What you need to do: Take every line where the string "components" appears and copy it.

***** Collected material *****

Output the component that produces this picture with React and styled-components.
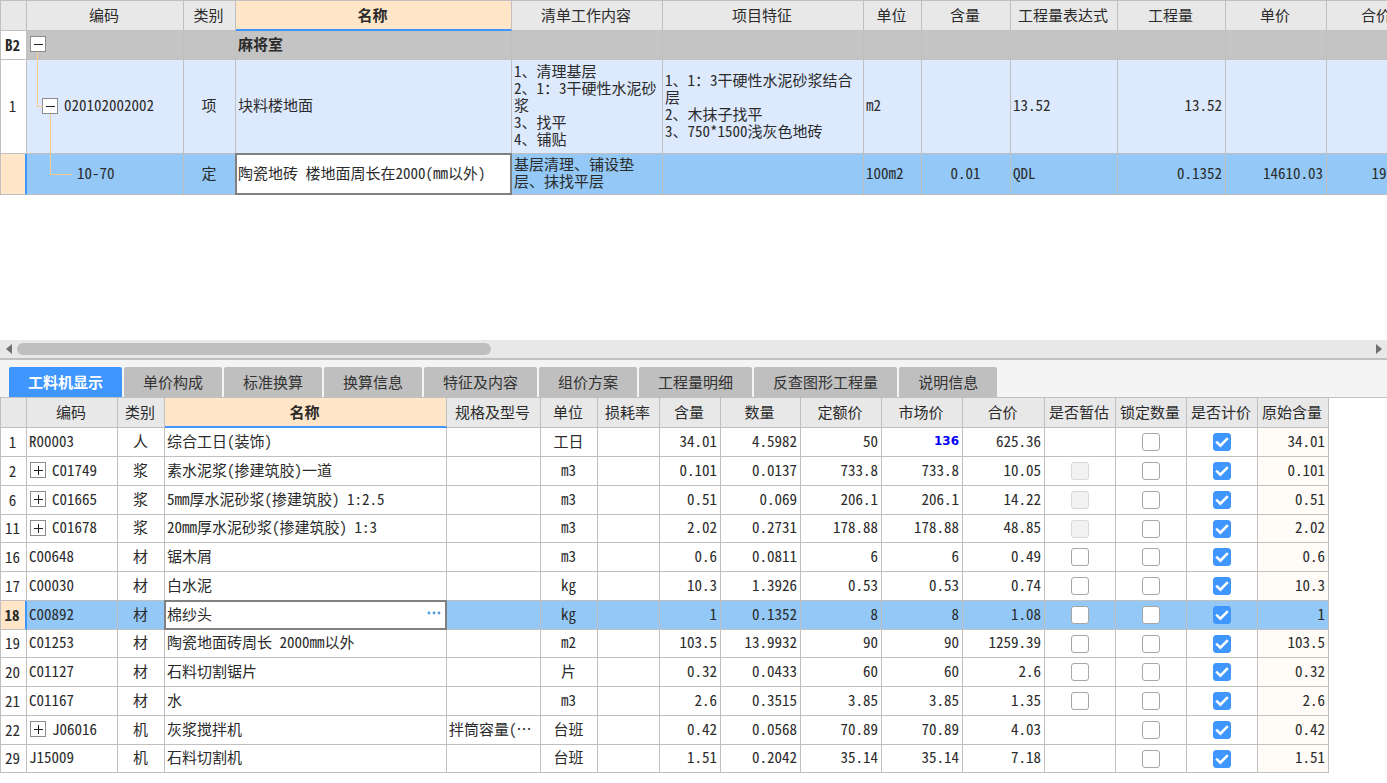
import React, { useState } from "react";
import styled, { createGlobalStyle, css } from "styled-components";

const line = "#c0c0c0";
const blue = "#4096ff";

const obraColumns = [
  { name: "", width: 26 },
  { name: "编码", width: 157 },
  { name: "类别", width: 52 },
  { name: "名称", width: 276, active: true },
  { name: "清单工作内容", width: 151 },
  { name: "项目特征", width: 201 },
  { name: "单位", width: 58 },
  { name: "含量", width: 89 },
  { name: "工程量表达式", width: 107 },
  { name: "工程量", width: 108 },
  { name: "单价", width: 101 },
  { name: "合价", width: 101 },
];

const materialColumns = [
  { name: "", width: 26 },
  { name: "编码", width: 91 },
  { name: "类别", width: 47 },
  { name: "名称", width: 282, active: true },
  { name: "规格及型号", width: 94 },
  { name: "单位", width: 57 },
  { name: "损耗率", width: 62 },
  { name: "含量", width: 61 },
  { name: "数量", width: 80 },
  { name: "定额价", width: 81 },
  { name: "市场价", width: 81 },
  { name: "合价", width: 82 },
  { name: "是否暂估", width: 71 },
  { name: "锁定数量", width: 71 },
  { name: "是否计价", width: 71 },
  { name: "原始含量", width: 71 },
];

const tabs = [
  "工料机显示",
  "单价构成",
  "标准换算",
  "换算信息",
  "特征及内容",
  "组价方案",
  "工程量明细",
  "反查图形工程量",
  "说明信息",
];

// estimate: "off" = empty box, "disabled" = greyed box, undefined = no box
const materials = [
  { no: 1, code: "R00003", type: "人", name: "综合工日(装饰)", unit: "工日", content: "34.01", qty: "4.5982", base: "50", market: "136", changed: true, total: "625.36" },
  { no: 2, code: "C01749", group: true, type: "浆", name: "素水泥浆(掺建筑胶)一道", unit: "m3", content: "0.101", qty: "0.0137", base: "733.8", market: "733.8", total: "10.05", estimate: "disabled" },
  { no: 6, code: "C01665", group: true, type: "浆", name: "5mm厚水泥砂浆(掺建筑胶) 1:2.5", unit: "m3", content: "0.51", qty: "0.069", base: "206.1", market: "206.1", total: "14.22", estimate: "disabled" },
  { no: 11, code: "C01678", group: true, type: "浆", name: "20mm厚水泥砂浆(掺建筑胶) 1:3", unit: "m3", content: "2.02", qty: "0.2731", base: "178.88", market: "178.88", total: "48.85", estimate: "disabled" },
  { no: 16, code: "C00648", type: "材", name: "锯木屑", unit: "m3", content: "0.6", qty: "0.0811", base: "6", market: "6", total: "0.49", estimate: "off" },
  { no: 17, code: "C00030", type: "材", name: "白水泥", unit: "kg", content: "10.3", qty: "1.3926", base: "0.53", market: "0.53", total: "0.74", estimate: "off" },
  { no: 18, code: "C00892", type: "材", name: "棉纱头", unit: "kg", content: "1", qty: "0.1352", base: "8", market: "8", total: "1.08", estimate: "off", selected: true },
  { no: 19, code: "C01253", type: "材", name: "陶瓷地面砖周长 2000mm以外", unit: "m2", content: "103.5", qty: "13.9932", base: "90", market: "90", total: "1259.39", estimate: "off" },
  { no: 20, code: "C01127", type: "材", name: "石料切割锯片", unit: "片", content: "0.32", qty: "0.0433", base: "60", market: "60", total: "2.6", estimate: "off" },
  { no: 21, code: "C01167", type: "材", name: "水", unit: "m3", content: "2.6", qty: "0.3515", base: "3.85", market: "3.85", total: "1.35", estimate: "off" },
  { no: 22, code: "J06016", group: true, type: "机", name: "灰浆搅拌机", spec: "拌筒容量(…", unit: "台班", content: "0.42", qty: "0.0568", base: "70.89", market: "70.89", total: "4.03" },
  { no: 29, code: "J15009", type: "机", name: "石料切割机", unit: "台班", content: "1.51", qty: "0.2042", base: "35.14", market: "35.14", total: "7.18" },
];

const Columns = ({ columns }) => (
  <>
    <colgroup>
      {columns.map((column, i) => (
        <Col key={i} $width={column.width} />
      ))}
    </colgroup>
    <thead>
      <tr>
        {columns.map((column, i) => (
          <HeadCell key={i} scope="col" $active={column.active}>
            {column.name}
          </HeadCell>
        ))}
      </tr>
    </thead>
  </>
);

const Toggle = ({ open, label }) => (
  <ToggleButton type="button" aria-label={label} aria-expanded={open}>
    <svg width="14" height="14" viewBox="0 0 14 14" stroke="#222" strokeWidth="1">
      <path d={open ? "M3 7.5H12" : "M3 7.5H12M7.5 3V12"} />
    </svg>
  </ToggleButton>
);

const Check = ({ label, initial = false, disabled = false }) => {
  const [checked, setChecked] = useState(initial);
  return (
    <CheckLabel>
      <CheckInput
        type="checkbox"
        aria-label={label}
        checked={checked}
        disabled={disabled}
        onChange={() => setChecked(!checked)}
      />
      {checked && (
        <svg width="18" height="18" viewBox="0 0 18 18" fill="none" stroke="#fff" strokeWidth="2.6">
          <path d="M3.2 8.6L7.4 12.6L14.8 5.2" />
        </svg>
      )}
    </CheckLabel>
  );
};

const ObraTable = () => {
  const [name, setName] = useState("陶瓷地砖 楼地面周长在2000(mm以外)");
  return (
    <TopPane>
      <Table>
        <Columns columns={obraColumns} />
        <tbody>
          <Row $height={29} $tone="section">
            <NumberCell $bold>B2</NumberCell>
            <Cell>
              <CodeWrap>
                <Toggle open label="麻将室" />
              </CodeWrap>
            </Cell>
            <Cell />
            <Cell $bold>麻将室</Cell>
            <Cell />
            <Cell />
            <Cell />
            <Cell />
            <Cell />
            <Cell />
            <Cell />
            <Cell />
          </Row>
          <Row $height={94} $tone="item">
            <NumberCell>1</NumberCell>
            <TreeCell $indent={14} $left={10} $rise={8} $drop={54} $reach={5}>
              <CodeWrap>
                <Toggle open label="020102002002" />
                020102002002
              </CodeWrap>
            </TreeCell>
            <Cell $align="center">项</Cell>
            <Cell>块料楼地面</Cell>
            <Cell $wrap>{"1、清理基层\n2、1：3干硬性水泥砂浆\n3、找平\n4、铺贴"}</Cell>
            <Cell $wrap>{"1、1：3干硬性水泥砂浆结合层\n2、木抹子找平\n3、750*1500浅灰色地砖"}</Cell>
            <Cell>m2</Cell>
            <Cell />
            <Cell>13.52</Cell>
            <Cell $align="right">13.52</Cell>
            <Cell />
            <Cell />
          </Row>
          <Row $height={41} $tone="selected">
            <NumberCell $selected />
            <TreeCell $indent={50} $left={23} $rise={40} $drop={60} $reach={21}>
              10-70
            </TreeCell>
            <Cell $align="center">定</Cell>
            <Cell>
              <Editor>
                <EditorInput
                  aria-label="名称"
                  value={name}
                  onChange={(e) => setName(e.target.value)}
                />
              </Editor>
            </Cell>
            <Cell $wrap>基层清理、铺设垫层、抹找平层</Cell>
            <Cell />
            <Cell>100m2</Cell>
            <Cell $align="center">0.01</Cell>
            <Cell>QDL</Cell>
            <Cell $align="right">0.1352</Cell>
            <Cell $align="right">14610.03</Cell>
            <Cell $align="right">1975.28</Cell>
          </Row>
        </tbody>
      </Table>
    </TopPane>
  );
};

const MaterialTable = () => {
  const [name, setName] = useState("棉纱头");
  return (
    <BottomPane>
      <Table $noTop>
        <Columns columns={materialColumns} />
        <MaterialBody>
          {materials.map((item) => (
            <Row key={item.no} $tone={item.selected ? "selected" : "plain"}>
              <NumberCell $selected={item.selected} $bold={item.selected}>
                {item.no}
              </NumberCell>
              <Cell>
                <CodeWrap>
                  {item.group && <Toggle open={false} label={item.code} />}
                  {item.code}
                </CodeWrap>
              </Cell>
              <Cell $align="center">{item.type}</Cell>
              <Cell>
                {item.selected ? (
                  <Editor>
                    <EditorInput
                      aria-label="名称"
                      value={name}
                      onChange={(e) => setName(e.target.value)}
                    />
                    <MoreButton type="button" aria-label="选择">
                      <svg width="14" height="4" viewBox="0 0 14 4" fill="#4a9be0">
                        <circle cx="2" cy="2" r="1.4" />
                        <circle cx="7" cy="2" r="1.4" />
                        <circle cx="12" cy="2" r="1.4" />
                      </svg>
                    </MoreButton>
                  </Editor>
                ) : (
                  item.name
                )}
              </Cell>
              <Cell>{item.spec}</Cell>
              <Cell $align="center">{item.unit}</Cell>
              <Cell />
              <Cell $align="right">{item.content}</Cell>
              <Cell $align="right">{item.qty}</Cell>
              <Cell $align="right">{item.base}</Cell>
              <Cell $align="right">
                {item.changed ? <Changed>{item.market}</Changed> : item.market}
              </Cell>
              <Cell $align="right">{item.total}</Cell>
              <CheckCell>
                {item.estimate && (
                  <Check label={`是否暂估 ${item.code}`} disabled={item.estimate === "disabled"} />
                )}
              </CheckCell>
              <CheckCell>
                <Check label={`锁定数量 ${item.code}`} />
              </CheckCell>
              <CheckCell>
                <Check label={`是否计价 ${item.code}`} initial />
              </CheckCell>
              <Cell $align="right" $tint={!item.selected}>
                {item.content}
              </Cell>
            </Row>
          ))}
        </MaterialBody>
      </Table>
    </BottomPane>
  );
};

const App = () => {
  const [tab, setTab] = useState(tabs[0]);
  return (
    <Page>
      <GlobalStyle />
      <ObraTable />
      <ScrollBar>
        <ArrowButton type="button" aria-label="向左">
          <svg width="6" height="10" viewBox="0 0 6 10" fill="#707070">
            <path d="M6 0V10L0 5Z" />
          </svg>
        </ArrowButton>
        <Track>
          <Thumb />
        </Track>
        <ArrowButton type="button" aria-label="向右">
          <svg width="6" height="10" viewBox="0 0 6 10" fill="#707070">
            <path d="M0 0V10L6 5Z" />
          </svg>
        </ArrowButton>
      </ScrollBar>
      <TabStrip role="tablist">
        {tabs.map((name) => (
          <Tab
            key={name}
            type="button"
            role="tab"
            aria-selected={tab === name}
            $active={tab === name}
            onClick={() => setTab(name)}
          >
            {name}
          </Tab>
        ))}
      </TabStrip>
      <MaterialTable />
    </Page>
  );
};

export default App;

const GlobalStyle = createGlobalStyle`
  * {
    box-sizing: border-box;
  }

  body {
    margin: 0;
    background: #fff;
    color: #2b2b2b;
    font-family: "Noto Sans Mono CJK SC", "Noto Sans CJK SC", monospace;
    font-size: 15px;
    line-height: 17px;
  }

  button, input {
    font: inherit;
    color: inherit;
    margin: 0;
    padding: 0;
    border: none;
  }
`;

const Page = styled.main`
  display: flex;
  flex-direction: column;
  min-height: 100vh;
  overflow: hidden;
`;

const TopPane = styled.section`
  height: 340px;
  overflow: hidden;
`;

const BottomPane = styled.section`
  flex: 1;
  overflow: hidden;
`;

const Table = styled.table`
  width: min-content;
  table-layout: fixed;
  border-collapse: separate;
  border-spacing: 0;
  border-left: 1px solid ${line};
  border-top: ${(p) => (p.$noTop ? "none" : `1px solid ${line}`)};
`;

const Col = styled.col`
  width: ${(p) => p.$width}px;
`;

const HeadCell = styled.th`
  height: 30px;
  padding: 0 2px 2px 0;
  background: #e8e8e8;
  border-right: 1px solid ${line};
  border-bottom: 1px solid ${line};
  font-weight: 400;
  text-align: center;
  white-space: nowrap;

  ${(p) =>
    p.$active &&
    css`
      background: #ffe6c8;
      border-bottom: 2px solid ${blue};
      font-weight: 700;
    `}
`;

const tones = {
  plain: "#fff",
  section: "#c4c4c4",
  item: "#dde9fd",
  selected: "#93c8f7",
};

const Row = styled.tr`
  height: ${(p) => p.$height || 29}px;
  background: ${(p) => tones[p.$tone]};
`;

const MaterialBody = styled.tbody`
  tr:nth-child(4n) {
    height: 28px;
  }
`;

const Cell = styled.td`
  position: relative;
  padding: 0 3px 4px 2px;
  border-right: 1px solid ${line};
  border-bottom: 1px solid ${line};
  background: ${(p) => (p.$tint ? "#fffbf7" : "transparent")};
  font-weight: ${(p) => (p.$bold ? 700 : 400)};
  text-align: ${(p) => p.$align || "left"};
  vertical-align: middle;
  white-space: ${(p) => (p.$wrap ? "pre-wrap" : "nowrap")};
  text-spacing-trim: space-all;

  ${(p) =>
    p.$wrap &&
    css`
      padding-right: 0;
    `}
`;

const NumberCell = styled.td`
  padding: 0 2px 2px 0;
  background: ${(p) => (p.$selected ? "#ffe6c8" : "#fff")};
  border-right: ${(p) => (p.$selected ? `2px solid ${blue}` : `1px solid ${line}`)};
  border-bottom: 1px solid ${line};
  font-weight: ${(p) => (p.$bold ? 700 : 400)};
  text-align: center;
`;

const CheckCell = styled(Cell)`
  padding: 0;
`;

// branch line that comes down from the parent row's toggle
const TreeCell = styled(Cell)`
  padding-left: ${(p) => p.$indent}px;

  &::before {
    content: "";
    position: absolute;
    z-index: 1;
    left: ${(p) => p.$left}px;
    top: -${(p) => p.$rise}px;
    width: ${(p) => p.$reach}px;
    height: ${(p) => p.$drop}px;
    border-left: 1px solid #f7cb8f;
    border-bottom: 1px solid #f7cb8f;
  }
`;

const CodeWrap = styled.div`
  display: flex;
  align-items: center;
  gap: 6px;
`;

const ToggleButton = styled.button`
  display: block;
  flex: none;
  width: 16px;
  height: 16px;
  margin: 2px 0 0 1px;
  background: #fff;
  border: 1px solid #8c8c8c;

  svg {
    display: block;
  }
`;

const Editor = styled.div`
  position: absolute;
  z-index: 1;
  inset: -1px;
  display: flex;
  align-items: center;
  padding-bottom: 4px;
  background: #fff;
  border: 2px solid #808080;
`;

const EditorInput = styled.input`
  flex: 1;
  min-width: 0;
  padding-left: 1px;
  background: transparent;
  outline: none;
`;

const MoreButton = styled.button`
  display: flex;
  align-items: center;
  justify-content: center;
  width: 22px;
  height: 20px;
  background: transparent;
`;

const Changed = styled.strong`
  color: #0000ff;
  font-family: "DejaVu Sans", sans-serif;
  font-size: 12px;
`;

const CheckLabel = styled.label`
  position: relative;
  display: block;
  width: 18px;
  height: 18px;
  margin: 0 auto;

  svg {
    position: absolute;
    inset: 0;
    pointer-events: none;
  }
`;

const CheckInput = styled.input`
  display: block;
  appearance: none;
  width: 18px;
  height: 18px;
  background: #fff;
  border: 1px solid #a6a6a6;
  border-radius: 3px;

  &:checked {
    background: ${blue};
    border-color: ${blue};
  }

  &:disabled {
    background: #f2f2f2;
    border-color: #d9d9d9;
  }
`;

const ScrollBar = styled.div`
  display: flex;
  align-items: center;
  height: 20px;
  background: #e8e8e8;
  border-bottom: 2px solid ${line};
`;

const ArrowButton = styled.button`
  display: flex;
  align-items: center;
  justify-content: center;
  width: 17px;
  height: 18px;
  background: transparent;
`;

const Track = styled.div`
  flex: 1;
`;

const Thumb = styled.div`
  width: 35%;
  height: 12px;
  border-radius: 6px;
  background: #bfbfbf;
`;

const TabStrip = styled.div`
  display: flex;
  gap: 2px;
  padding: 7px 9px 0;
  background: #f4f4f4;
  border-bottom: 1px solid ${line};
`;

const Tab = styled.button`
  height: 30px;
  padding: 0 19px 2px;
  border-radius: 2px 2px 0 0;
  background: ${(p) => (p.$active ? blue : "#bfbfbf")};
  color: ${(p) => (p.$active ? "#fff" : "#333")};
  font-weight: ${(p) => (p.$active ? 700 : 400)};
  white-space: nowrap;
`;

*****

The answer:
Output the component that produces this picture with React and styled-components.
import styled, { createGlobalStyle, css } from "styled-components";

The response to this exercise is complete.